A new dawn for US banks?

The election of Donald Trump as US president may mean that the post-2008 era of tight regulation and low interest rates is drawing to a close, with interesting consequences for US-listed bank stocks. 

Federal Reserve
Source: Bloomberg

The S&P bank ETF has gained 12% since Donald Trump’s election, and while some of this euphoria will fade, it is not impossible to believe that the long rally from the lows of 2009 has entered a new phase.

The bullish case for US banks is built on the idea that we are entering an era of higher interest rates, coupled with a president that is keen to roll back some of the legislation enacted in the wake of financial crisis. The new administration has made noises about lifting some regulations, with the Dodd-Frank provisions mentioned during the course of last week, which may be why the sector enjoyed such a strong move.

Of course, actual detail is still lacking, and may be for some time, but one possibility is that the minimum asset threshold for banks designated as ‘too big to fail’ (TBTF) is $50 billion. If this is lifted to $250 billion then many US banks might find themselves outside of the TBTF designation, giving them more capital to expand their businesses.

For the biggest banks, a limiting of Dodd-Frank provisions could allow the return of some activities such as proprietary trading, while a reduction in regulations would reduce costs and increase profitability, raising the prospect of higher dividends.

On the interest rate front, a period of higher inflation caused by increase infrastructure spending and tax cuts could see the Federal Reserve having to move more quickly, and more dramatically, than many had expected. Global banks have seen their profitability hit by record-low interest rates, but with the Fed already talking about raising rates (after a hike in December 2015), investors were on the lookout for any sign that further rate increases were on their way. Indeed, data has shown that ETFs tracking financial stocks saw seven consecutive weeks of inflows in the period to 9 November, a phenomenon that may accelerate now that Donald Trump has won and talk of stimulus is in the air.

At present US banks currently trade at around 11 times forward earnings, versus a low of 9 times in February 2016. At the peak of the crisis, the sector traded at over 33 times earnings. A removal of regulations could see banks due for a re-rating, particularly if Trump also succeeds in boosting US economic growth through his stimulus plans.

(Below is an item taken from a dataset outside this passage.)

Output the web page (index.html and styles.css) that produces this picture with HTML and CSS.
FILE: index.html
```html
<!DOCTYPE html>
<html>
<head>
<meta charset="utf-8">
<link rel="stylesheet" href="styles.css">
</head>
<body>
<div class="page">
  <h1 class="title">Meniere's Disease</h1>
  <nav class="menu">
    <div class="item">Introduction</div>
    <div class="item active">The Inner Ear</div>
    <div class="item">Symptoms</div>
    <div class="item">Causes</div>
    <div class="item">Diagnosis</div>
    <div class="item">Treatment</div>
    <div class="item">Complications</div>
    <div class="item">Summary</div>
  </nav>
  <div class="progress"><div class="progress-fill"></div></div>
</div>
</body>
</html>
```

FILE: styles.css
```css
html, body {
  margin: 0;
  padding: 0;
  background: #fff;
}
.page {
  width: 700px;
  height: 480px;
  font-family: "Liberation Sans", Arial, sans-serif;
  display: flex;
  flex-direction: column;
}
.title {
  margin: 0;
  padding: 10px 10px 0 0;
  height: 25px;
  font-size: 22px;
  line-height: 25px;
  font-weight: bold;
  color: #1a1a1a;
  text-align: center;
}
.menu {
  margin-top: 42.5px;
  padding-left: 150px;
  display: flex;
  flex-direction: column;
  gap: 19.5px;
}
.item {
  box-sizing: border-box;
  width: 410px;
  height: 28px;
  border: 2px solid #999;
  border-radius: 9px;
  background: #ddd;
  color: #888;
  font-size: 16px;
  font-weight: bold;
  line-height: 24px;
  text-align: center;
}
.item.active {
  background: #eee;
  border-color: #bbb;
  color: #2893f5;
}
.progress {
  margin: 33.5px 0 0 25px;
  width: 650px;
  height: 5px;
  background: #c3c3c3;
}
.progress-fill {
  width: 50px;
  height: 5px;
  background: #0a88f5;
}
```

We can use the price chart of the SPDR S&P Bank ETF as a representation of the broader index. The price moved above 4000 this week, its highest level since the beginning of 2009, and above the high of 3725 that was seen in 2015. At present the price is heavily overbought, so for the time being it may be best to wait for a bigger pullback. Nonetheless, buying on the dip would seem to be the approach here, especially if the new administration’s policies begin to match expectations.